The overall premise of this piece is echoed by others (see a similar argument from The Atlantic last year) and I wonder how much of this is simply the same suburban critique that we have heard now for decades: suburbs are unsustainable and their design does not cater to everyone (teenagers, singles, the elderly, etc.). Is this era of economic crisis going to be the period where these critiques actually move residents and policymakers toward other options?

There is another intriguing part about this analysis: how American policies about suburbs influence other country’s policies. This writer suggests that India is aspiring in some ways to follow the American model when the country would be better served to promote denser cities. If the American suburban model does decline (and we would have to think about how exactly you would measure this decline), would other countries abandon their smaller suburban plans?

Cultural differences regarding the “accordion family”

A new sociology book highlights the phenomenon of the accordion family by contrasting different cultural approaches to the issue:

The global economic recession is a big driver of this phenomenon but hardly the only one. Cultural attitudes about “boomerang kids’’ vary widely. In Japan, which has been in recession for two decades, both parents and their adult children are filled with shame, and turn inward. For the Japanese, writes Newman, “personal character takes center stage,’’ not abstract explanations about diminishing economic opportunity. The Japanese “retain a strong normative sense of what is appropriate and what is deviant in the evolution from youth to adult,’’ Newman writes, and boomerang kids represent deviance (the Japanese often refer to boomerangs as “parasites’’), bringing social stigma on the entire family.

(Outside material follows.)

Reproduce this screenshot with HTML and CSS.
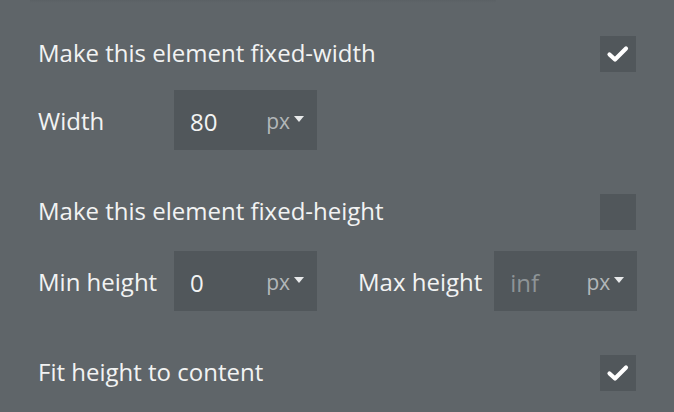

Italy is a completely different story. Italians, especially Italian men, have for centuries remained in the family home until they get married, which may find them there into their 30s or beyond. Newman interviews various 30-something Italian men living at home who quite simply don’t see a problem. The parents Newman interviews also don’t consider it dysfunctional, generally enjoying the company of their adult children. There is no social stigma attached, writes Newman, since “37 percent of [Italian] men age thirty have never lived away from home.’’

In the United States, we are somewhere in between Japanese-level stigma and Italian-style acceptance. “American attitudes are more conditional than other cultures,’’ explains Newman. Parents will support a boomerang adult child who has a plan, a way forward to improve life (e.g., through additional education, training, or an internship), but will object if their adult child is using the family home as an escape from the world.

These are some interesting contrasts across these countries. The American case in the middle here has me thinking about moral symbolic boundaries. The idea here would be that young adults living at home are fine as long as they can justify this move and reassure their parents that this is a step toward their eventual success and moving out. If they can’t make this case, this is seen as mooching. This fits with a larger American idea that we are willing to help people who also seem willing to help themselves.

I wonder if Newman also tracks these attitudes over time as perhaps these are relatively recent developments to adjust to a changing industrialized, globalized world. What aspects of a society or culture directly lead to these rules about who can live at home?

Another note from this review. Here is a paragraph that sums up the work:

Newman interviewed hundreds of boomerang adults and their parents for this accessible book, which effectively, even entertainingly, combines rigorous, statistics-driven social science with personal accounts to provide a vivid portrait of what’s happening globally.

Here is my translation of this paragraph: “It is an academic book that doesn’t read like one, meaning that you will be convinced by the data (hundreds of interviews!) but it has plenty of personal accounts to keep you entertained.” Perhaps that is too cynical. But this does offer some insights into how the general public tends to read social science research. Data, numbers in particular, can’t be too overwhelming. The book still has to be entertaining in the end, even if it is making an important point. Stories, whether they are personal accounts or good examples, are very helpful. None of these things are necessarily bad things to do yet one wonders whether the larger point of the work is muted by having to meet these requirements.